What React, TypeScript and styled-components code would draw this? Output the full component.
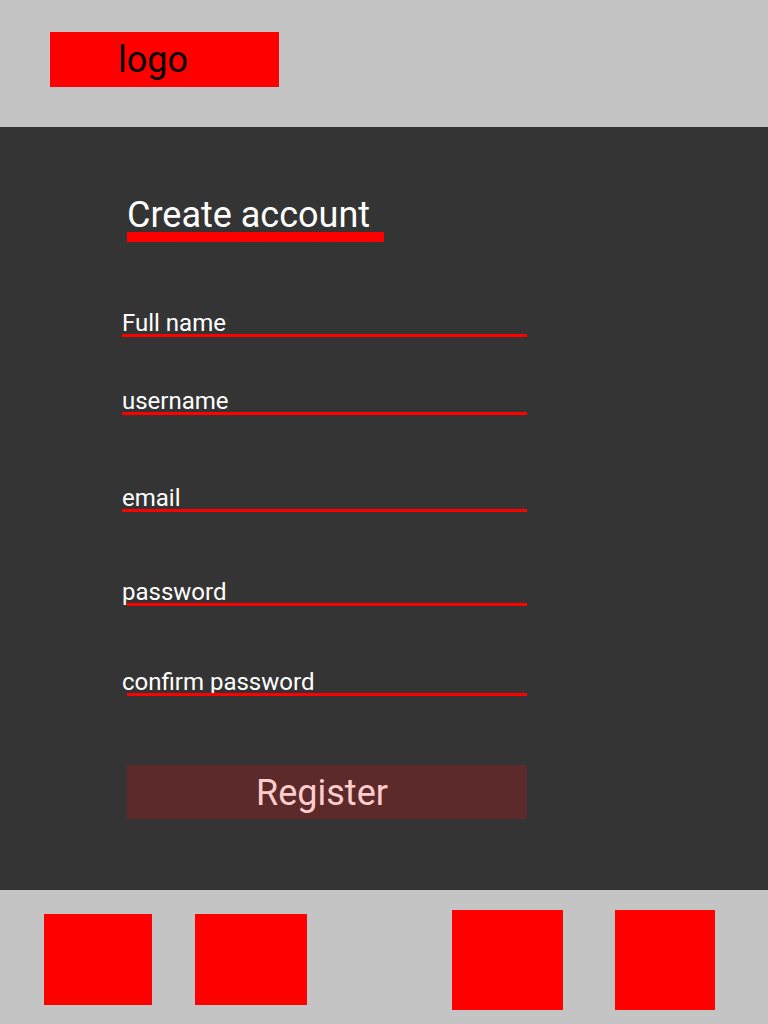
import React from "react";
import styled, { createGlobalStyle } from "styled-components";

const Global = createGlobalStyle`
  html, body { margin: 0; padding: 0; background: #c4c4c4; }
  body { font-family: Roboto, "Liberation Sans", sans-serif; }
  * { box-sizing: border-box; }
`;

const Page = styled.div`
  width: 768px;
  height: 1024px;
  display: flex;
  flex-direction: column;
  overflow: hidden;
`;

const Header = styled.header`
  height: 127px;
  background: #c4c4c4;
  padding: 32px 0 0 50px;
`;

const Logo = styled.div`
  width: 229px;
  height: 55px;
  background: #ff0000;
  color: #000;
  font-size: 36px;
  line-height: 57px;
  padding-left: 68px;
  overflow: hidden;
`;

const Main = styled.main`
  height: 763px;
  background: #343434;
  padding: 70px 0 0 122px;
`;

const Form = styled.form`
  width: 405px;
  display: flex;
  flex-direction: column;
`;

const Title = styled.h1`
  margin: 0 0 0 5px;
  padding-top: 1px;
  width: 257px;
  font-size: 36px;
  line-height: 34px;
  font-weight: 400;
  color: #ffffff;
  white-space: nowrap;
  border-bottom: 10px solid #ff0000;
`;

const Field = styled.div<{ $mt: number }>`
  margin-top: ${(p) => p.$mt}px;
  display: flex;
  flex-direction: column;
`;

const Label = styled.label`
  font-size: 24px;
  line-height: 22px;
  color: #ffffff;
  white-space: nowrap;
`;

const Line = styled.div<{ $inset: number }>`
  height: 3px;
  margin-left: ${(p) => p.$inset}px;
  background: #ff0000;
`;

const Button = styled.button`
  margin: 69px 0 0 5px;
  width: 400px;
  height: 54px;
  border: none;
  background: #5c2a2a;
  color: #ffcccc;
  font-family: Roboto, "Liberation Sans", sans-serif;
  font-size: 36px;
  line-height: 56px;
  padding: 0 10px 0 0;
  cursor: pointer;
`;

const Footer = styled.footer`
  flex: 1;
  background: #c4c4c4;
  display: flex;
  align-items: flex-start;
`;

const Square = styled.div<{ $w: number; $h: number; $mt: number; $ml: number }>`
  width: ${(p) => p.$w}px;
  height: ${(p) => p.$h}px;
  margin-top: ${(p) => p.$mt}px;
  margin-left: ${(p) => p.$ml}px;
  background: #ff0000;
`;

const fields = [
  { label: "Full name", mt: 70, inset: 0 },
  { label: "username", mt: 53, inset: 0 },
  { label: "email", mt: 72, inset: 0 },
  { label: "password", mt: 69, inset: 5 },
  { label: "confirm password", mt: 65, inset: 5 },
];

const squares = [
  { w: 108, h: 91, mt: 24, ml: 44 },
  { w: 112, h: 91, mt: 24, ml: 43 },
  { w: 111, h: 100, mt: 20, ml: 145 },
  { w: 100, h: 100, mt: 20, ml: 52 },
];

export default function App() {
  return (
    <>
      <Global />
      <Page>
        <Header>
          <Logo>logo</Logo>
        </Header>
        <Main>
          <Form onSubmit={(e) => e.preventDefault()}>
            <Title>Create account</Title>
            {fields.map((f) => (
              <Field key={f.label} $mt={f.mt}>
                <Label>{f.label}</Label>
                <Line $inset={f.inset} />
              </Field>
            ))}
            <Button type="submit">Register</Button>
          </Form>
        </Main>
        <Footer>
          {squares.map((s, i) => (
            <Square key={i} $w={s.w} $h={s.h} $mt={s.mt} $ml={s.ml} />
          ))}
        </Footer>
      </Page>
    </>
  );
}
◆ ◆ ◆ ◆ ◆ ◆ ◆
• **Aim of the task**: Quote the full listing above word for word; exclude every picture from the copy.

• **Final result**:
What React, TypeScript and styled-components code would draw this? Output the full component.
import React from "react";
import styled, { createGlobalStyle } from "styled-components";

const Global = createGlobalStyle`
  html, body { margin: 0; padding: 0; background: #c4c4c4; }
  body { font-family: Roboto, "Liberation Sans", sans-serif; }
  * { box-sizing: border-box; }
`;

const Page = styled.div`
  width: 768px;
  height: 1024px;
  display: flex;
  flex-direction: column;
  overflow: hidden;
`;

const Header = styled.header`
  height: 127px;
  background: #c4c4c4;
  padding: 32px 0 0 50px;
`;

const Logo = styled.div`
  width: 229px;
  height: 55px;
  background: #ff0000;
  color: #000;
  font-size: 36px;
  line-height: 57px;
  padding-left: 68px;
  overflow: hidden;
`;

const Main = styled.main`
  height: 763px;
  background: #343434;
  padding: 70px 0 0 122px;
`;

const Form = styled.form`
  width: 405px;
  display: flex;
  flex-direction: column;
`;

const Title = styled.h1`
  margin: 0 0 0 5px;
  padding-top: 1px;
  width: 257px;
  font-size: 36px;
  line-height: 34px;
  font-weight: 400;
  color: #ffffff;
  white-space: nowrap;
  border-bottom: 10px solid #ff0000;
`;

const Field = styled.div<{ $mt: number }>`
  margin-top: ${(p) => p.$mt}px;
  display: flex;
  flex-direction: column;
`;

const Label = styled.label`
  font-size: 24px;
  line-height: 22px;
  color: #ffffff;
  white-space: nowrap;
`;

const Line = styled.div<{ $inset: number }>`
  height: 3px;
  margin-left: ${(p) => p.$inset}px;
  background: #ff0000;
`;

const Button = styled.button`
  margin: 69px 0 0 5px;
  width: 400px;
  height: 54px;
  border: none;
  background: #5c2a2a;
  color: #ffcccc;
  font-family: Roboto, "Liberation Sans", sans-serif;
  font-size: 36px;
  line-height: 56px;
  padding: 0 10px 0 0;
  cursor: pointer;
`;

const Footer = styled.footer`
  flex: 1;
  background: #c4c4c4;
  display: flex;
  align-items: flex-start;
`;

const Square = styled.div<{ $w: number; $h: number; $mt: number; $ml: number }>`
  width: ${(p) => p.$w}px;
  height: ${(p) => p.$h}px;
  margin-top: ${(p) => p.$mt}px;
  margin-left: ${(p) => p.$ml}px;
  background: #ff0000;
`;

const fields = [
  { label: "Full name", mt: 70, inset: 0 },
  { label: "username", mt: 53, inset: 0 },
  { label: "email", mt: 72, inset: 0 },
  { label: "password", mt: 69, inset: 5 },
  { label: "confirm password", mt: 65, inset: 5 },
];

const squares = [
  { w: 108, h: 91, mt: 24, ml: 44 },
  { w: 112, h: 91, mt: 24, ml: 43 },
  { w: 111, h: 100, mt: 20, ml: 145 },
  { w: 100, h: 100, mt: 20, ml: 52 },
];

export default function App() {
  return (
    <>
      <Global />
      <Page>
        <Header>
          <Logo>logo</Logo>
        </Header>
        <Main>
          <Form onSubmit={(e) => e.preventDefault()}>
            <Title>Create account</Title>
            {fields.map((f) => (
              <Field key={f.label} $mt={f.mt}>
                <Label>{f.label}</Label>
                <Line $inset={f.inset} />
              </Field>
            ))}
            <Button type="submit">Register</Button>
          </Form>
        </Main>
        <Footer>
          {squares.map((s, i) => (
            <Square key={i} $w={s.w} $h={s.h} $mt={s.mt} $ml={s.ml} />
          ))}
        </Footer>
      </Page>
    </>
  );
}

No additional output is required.